Let me also remind you that I was replying to a question about "how would it technically even be possible" to "offer loads of your private data when ordered". My reply was, it's easily possible for them to offer your metadata, and you still need to trust their claims about heir implementation of E2EE to believe they won't offer your message contents.

You're very quick to accuse people of spreading misinformation. Let me hit back with an accusation of my own, which is that Proton's PR team have a habit of regularly trying to discredit any critique as "misinformation". Perhaps you've just read too many of their rebuttals?
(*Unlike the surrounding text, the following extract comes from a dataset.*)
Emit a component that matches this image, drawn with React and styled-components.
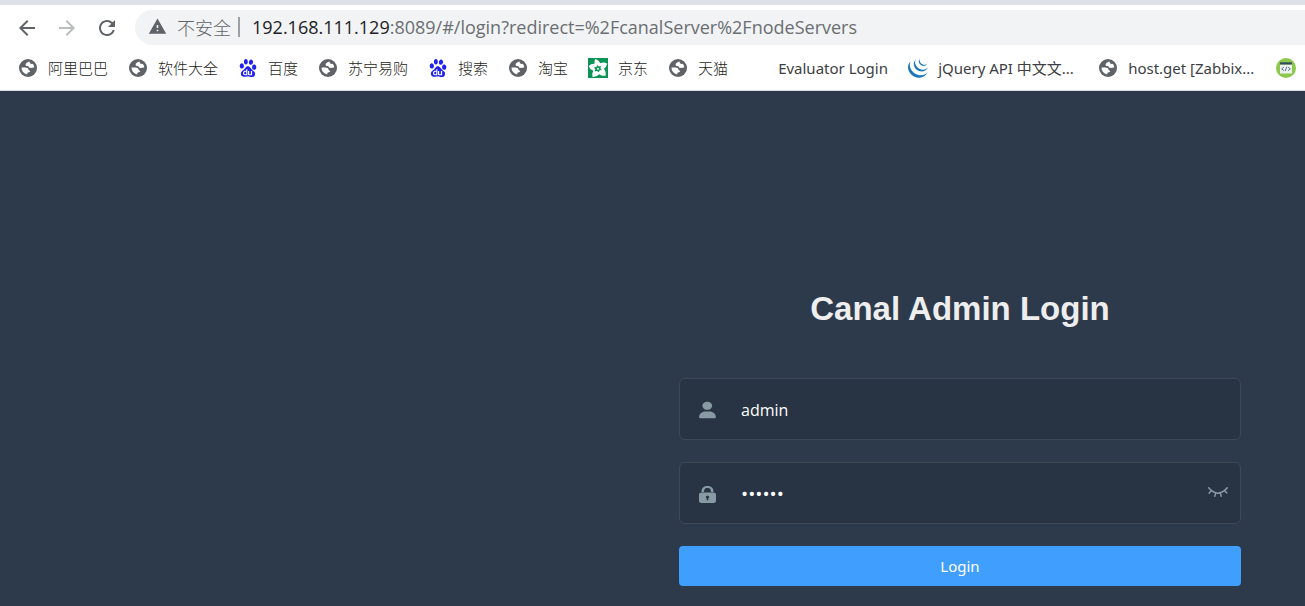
import React, { useState } from 'react';
import styled, { createGlobalStyle } from 'styled-components';
import { MdArrowBack, MdArrowForward, MdRefresh, MdWarning } from 'react-icons/md';
import { SiBaidu, SiJquery } from 'react-icons/si';

const uiFont = '"Open Sans", "Noto Sans CJK SC", sans-serif';

const GlobalStyle = createGlobalStyle`
  * { box-sizing: border-box; }
  body {
    margin: 0;
    background: #2d3a4b;
    font-family: ${uiFont};
  }
`;

const Page = styled.div`
  display: flex;
  flex-direction: column;
  min-height: 100vh;
`;

const Chrome = styled.header`
  background: #fff;
  border-top: 5px solid #dee1e6;
  border-bottom: 1px solid #dadce0;
  overflow: hidden;
`;

const Toolbar = styled.div`
  display: flex;
  align-items: center;
  padding: 5px 0 0 15px;
`;

const NavButton = styled.button`
  display: flex;
  width: 24px;
  height: 24px;
  margin-right: 16px;
  padding: 0;
  border: 0;
  background: none;
  color: #5f6368;
  font-size: 24px;
  &:disabled { color: #babcbe; }
`;

const AddressBar = styled.div`
  display: flex;
  flex: 1;
  align-items: center;
  height: 35px;
  padding: 0 0 2px 13px;
  border-radius: 18px 0 0 18px;
  background: #f1f3f4;
  color: #5f6368;
  font-size: 18px;
  white-space: nowrap;
`;

const Security = styled.span`
  display: flex;
  align-items: center;
  gap: 10px;
  padding-right: 7px;
  font-weight: 300;
  svg { font-size: 19px; }
`;

const Divider = styled.span`
  width: 2px;
  height: 20px;
  margin-right: 12px;
  background: #9aa0a6;
`;

const Url = styled.span`
  color: #6b6e72;
`;

const Host = styled.span`
  color: #202124;
`;

const Bookmarks = styled.nav`
  display: flex;
  gap: 20px;
  height: 45px;
  padding-left: 18px;
  align-items: center;
`;

const Bookmark = styled.a`
  display: flex;
  flex: none;
  align-items: center;
  gap: 10px;
  color: ${(p) => (p.$latin ? '#3c4043' : '#1c1e20')};
  font-size: 15px;
  line-height: 20px;
  text-decoration: none;
  white-space: nowrap;
`;

const Favicon = styled.span`
  display: flex;
  align-items: center;
  justify-content: center;
  width: 20px;
  height: 20px;
  font-size: ${(p) => p.$size || 20}px;
  color: ${(p) => p.$color || '#5f6368'};
`;

const BookmarkLabel = styled.span`
  width: ${(p) => (p.$width ? `${p.$width}px` : 'auto')};
  font-family: "Noto Sans", "Noto Sans CJK SC", sans-serif;
  font-weight: ${(p) => (p.$width ? 400 : 300)};
`;

const Main = styled.main`
  display: flex;
  flex: 1;
  justify-content: flex-end;
  padding: 193px 64px 20px;
  background: #2d3a4b;
`;

const LoginForm = styled.form`
  display: flex;
  flex-direction: column;
  gap: 22px;
  width: 100%;
  max-width: 562px;
`;

const Title = styled.h1`
  margin: 0 0 22px;
  color: #eee;
  font: bold 33px/50px "Liberation Sans", Arial, sans-serif;
  text-align: center;
`;

const Field = styled.div`
  display: flex;
  align-items: center;
  height: 62px;
  padding: 2px 12px 0 19px;
  border: 1px solid #3e4957;
  border-radius: 6px;
  background: #283443;
  color: #889aa4;
`;

const FieldLabel = styled.label`
  display: flex;
  margin-right: 25px;
`;

const Input = styled.input`
  flex: 1;
  min-width: 0;
  height: 58px;
  padding: 0;
  border: 0;
  outline: 0;
  background: transparent;
  color: #fff;
  font-family: ${uiFont};
  font-size: ${(p) => (p.type === 'password' ? 19 : 16)}px;
`;

const EyeButton = styled.button`
  display: flex;
  padding: 0 0 4px;
  border: 0;
  background: none;
  color: inherit;
`;

const SubmitButton = styled.button`
  height: 40px;
  border: 0;
  border-radius: 4px;
  background: #409eff;
  color: #fff;
  font-family: "Noto Sans", sans-serif;
  font-size: 15px;
`;

const GlobeIcon = () => (
  <svg width="20" height="20" viewBox="0 0 20 20">
    <circle cx="10" cy="10" r="9" fill="#5f6368" />
    <path
      fill="#fff"
      d="M11.500 3.600C9.500 4.200 7.600 5.300 7.600 6.700c0 1 .9 1.300 2 1.400 1 .1.900.9 1.500 1.400.7.500 1.900.6 2.800.3.800-.2 1.400-.6 2.400-.3A6.500 6.500 0 0 0 14.800 5.700c-.9.500-1.900.4-2.500-.1-.600-.6-.7-1.300-.8-2z"
    />
    <path
      fill="#fff"
      d="M3.500 9.600h3.900c1.700 0 3 .8 3.200 2.100.1.900 1.500.5 1.500 1.500 0 1.200-2.200.8-2.700 1.700-.3.500-.1 1-.2 1.500A6.500 6.500 0 0 1 3.500 9.600z"
    />
  </svg>
);

const FlowerIcon = () => (
  <svg width="20" height="20" viewBox="0 0 20 20">
    <path fill="#0c9456" d="M0 0h20v20H0z" />
    <path
      fill="#fff"
      d="M7.200 1Q11.200 2.400 12.200 5.300Q15.300 3.500 19.200 5.400Q18.500 9 15.900 10.700Q18.300 13.500 17.600 17.700Q13.700 18.400 11.200 16.200Q8.600 19.200 4.600 19Q3.700 15.200 5.300 12.700Q1.700 11.400 .6 7.900Q3.300 5.400 6.600 5.700Q6 3.200 7.200 1z"
    />
    <path
      fill="#0c9456"
      d="M9.500 7l1.200 1.500 2.300-.5-.6 2.200 1.400 1.800-2.200.3-.9 2-1.700-1.400-2.300.6.6-2.200-1.400-1.800 2.300-.4z"
    />
    <circle cx="10" cy="10.700" r="1" fill="#fff" />
  </svg>
);

const CodeIcon = () => (
  <svg width="20" height="20" viewBox="0 0 20 20">
    <circle cx="10" cy="10" r="10" fill="#8cc84b" />
    <path fill="#ecf0f1" d="M4 6.500h12v9H4z" />
    <path fill="#324a5e" d="M4 4.300h12v2.200H4z" />
    <path
      fill="none"
      stroke="#66788a"
      strokeWidth="1"
      d="M7.900 9.200L5.700 10.900l2.200 1.700M12.100 9.200l2.200 1.700-2.200 1.700M10.800 8.700l-1.600 4.400"
    />
  </svg>
);

const UserIcon = () => (
  <svg width="17" height="18" viewBox="0 0 130 130" fill="currentColor">
    <path d="M63.444 64.996c20.633 0 37.359-14.308 37.359-31.953 0-17.649-16.726-31.952-37.359-31.952-20.631 0-37.36 14.303-37.36 31.952 0 17.645 16.729 31.953 37.36 31.953zM80.57 75.65H49.434c-26.652 0-48.26 18.477-48.26 41.27v2.664c0 9.316 21.608 9.325 48.26 9.325H80.57c26.649 0 48.256-.344 48.256-9.325v-2.663c0-22.794-21.605-41.271-48.256-41.271z" />
  </svg>
);

const LockIcon = () => (
  <svg width="17" height="17" viewBox="0 0 128 128" fill="currentColor">
    <path d="M108.8 44.322H89.6v-5.36c0-9.04-3.308-24.163-25.6-24.163-23.145 0-25.6 16.881-25.6 24.162v5.361H19.2v-5.36C19.2 15.281 36.798 0 64 0c27.202 0 44.8 15.281 44.8 38.961v5.361zm-32 39.356c0-5.44-5.763-9.832-12.8-9.832-7.037 0-12.8 4.392-12.8 9.832 0 3.682 2.567 6.808 6.407 8.477v11.205c0 2.718 2.875 4.962 6.4 4.962 3.524 0 6.4-2.244 6.4-4.962V92.155c3.833-1.669 6.393-4.795 6.393-8.477zM128 64v49.201c0 8.158-8.645 14.799-19.2 14.799H19.2C8.651 128 0 121.359 0 113.201V64c0-8.153 8.645-14.799 19.2-14.799h89.6c10.555 0 19.2 6.646 19.2 14.799z" />
  </svg>
);

const EyeIcon = () => (
  <svg width="20" height="10" viewBox="0 0 128 64" fill="currentColor">
    <path d="M127.072 7.994c1.37-2.208.914-5.152-.914-6.87-2.056-1.717-4.797-1.226-6.396.982-.229.245-25.586 32.382-55.74 32.382-29.24 0-55.74-32.382-55.968-32.627-1.6-1.963-4.57-2.208-6.397-.49C-.17 3.086-.399 6.275 1.2 8.238c.457.736 5.94 7.36 14.62 14.72L4.17 35.96c-1.828 1.963-1.6 5.152.228 6.87.457.98 1.6 1.471 2.742 1.471s2.284-.49 3.198-1.472l12.564-13.983c5.94 4.416 13.021 8.587 20.788 11.53l-4.797 17.418c-.685 2.699.686 5.397 3.198 6.133h1.37c2.057 0 3.884-1.472 4.341-3.68L52.6 42.83c3.655.736 7.538 1.227 11.422 1.227 3.883 0 7.767-.49 11.422-1.227l4.797 17.173c.457 2.208 2.513 3.68 4.34 3.68.457 0 .914 0 1.143-.246 2.513-.736 3.883-3.434 3.198-6.133l-4.797-17.172c7.767-2.944 14.848-7.114 20.788-11.53l12.336 13.738c.913.981 2.056 1.472 3.198 1.472s2.284-.49 3.198-1.472c1.828-1.963 1.828-4.906.228-6.87l-11.65-13.001c9.366-7.36 14.849-14.474 14.849-14.474z" />
  </svg>
);

const bookmarks = [
  { label: '阿里巴巴', icon: <GlobeIcon /> },
  { label: '软件大全', icon: <GlobeIcon /> },
  { label: '百度', icon: <SiBaidu />, color: '#1f22e8', size: 18 },
  { label: '苏宁易购', icon: <GlobeIcon /> },
  { label: '搜索', icon: <SiBaidu />, color: '#1f22e8', size: 18 },
  { label: '淘宝', icon: <GlobeIcon /> },
  { label: '京东', icon: <FlowerIcon /> },
  { label: '天猫', icon: <GlobeIcon /> },
  { label: 'Evaluator Login', icon: null, width: 110 },
  { label: 'jQuery API 中文文...', icon: <SiJquery />, color: '#1b75bb', width: 140 },
  { label: 'host.get [Zabbix...', icon: <GlobeIcon />, width: 128 },
  { label: '', icon: <CodeIcon />, name: 'Code tools' },
];

export default function App() {
  const [username, setUsername] = useState('admin');
  const [password, setPassword] = useState('canal1');
  const [visible, setVisible] = useState(false);

  return (
    <Page>
      <GlobalStyle />
      <Chrome>
        <Toolbar>
          <NavButton aria-label="Back"><MdArrowBack /></NavButton>
          <NavButton aria-label="Forward" disabled><MdArrowForward /></NavButton>
          <NavButton aria-label="Reload"><MdRefresh /></NavButton>
          <AddressBar>
            <Security><MdWarning />不安全</Security>
            <Divider />
            <Url>
              <Host>192.168.111.129</Host>
              :8089/#/login?redirect=%2FcanalServer%2FnodeServers
            </Url>
          </AddressBar>
        </Toolbar>
        <Bookmarks>
          {bookmarks.map((b, i) => (
            <Bookmark key={i} href="#" aria-label={b.name} $latin={Boolean(b.width)}>
              <Favicon $color={b.color} $size={b.size}>{b.icon}</Favicon>
              {b.label && <BookmarkLabel $width={b.width}>{b.label}</BookmarkLabel>}
            </Bookmark>
          ))}
        </Bookmarks>
      </Chrome>
      <Main>
        <LoginForm onSubmit={(e) => e.preventDefault()}>
          <Title>Canal Admin Login</Title>
          <Field>
            <FieldLabel htmlFor="username" aria-label="Username"><UserIcon /></FieldLabel>
            <Input id="username" value={username} onChange={(e) => setUsername(e.target.value)} />
          </Field>
          <Field>
            <FieldLabel htmlFor="password" aria-label="Password"><LockIcon /></FieldLabel>
            <Input
              id="password"
              type={visible ? 'text' : 'password'}
              value={password}
              onChange={(e) => setPassword(e.target.value)}
            />
            <EyeButton type="button" aria-label="Show password" onClick={() => setVisible(!visible)}>
              <EyeIcon />
            </EyeButton>
          </Field>
          <SubmitButton type="submit">Login</SubmitButton>
        </LoginForm>
      </Main>
    </Page>
  );
}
0x3f 2 hours ago | parent [-]

They simply don't. Please stop spreading misinformation.

https://proton.me/mail/privacy-policy

> Account Activity: Due to limitations of the SMTP protocol, we have access to the following email metadata: sender and recipient email addresses, the IP address incoming messages originated from, attachment name, message subject, and message sent and received times.

This would be obvious to anyone knows how email works. It would be very silly for them to claim otherwise.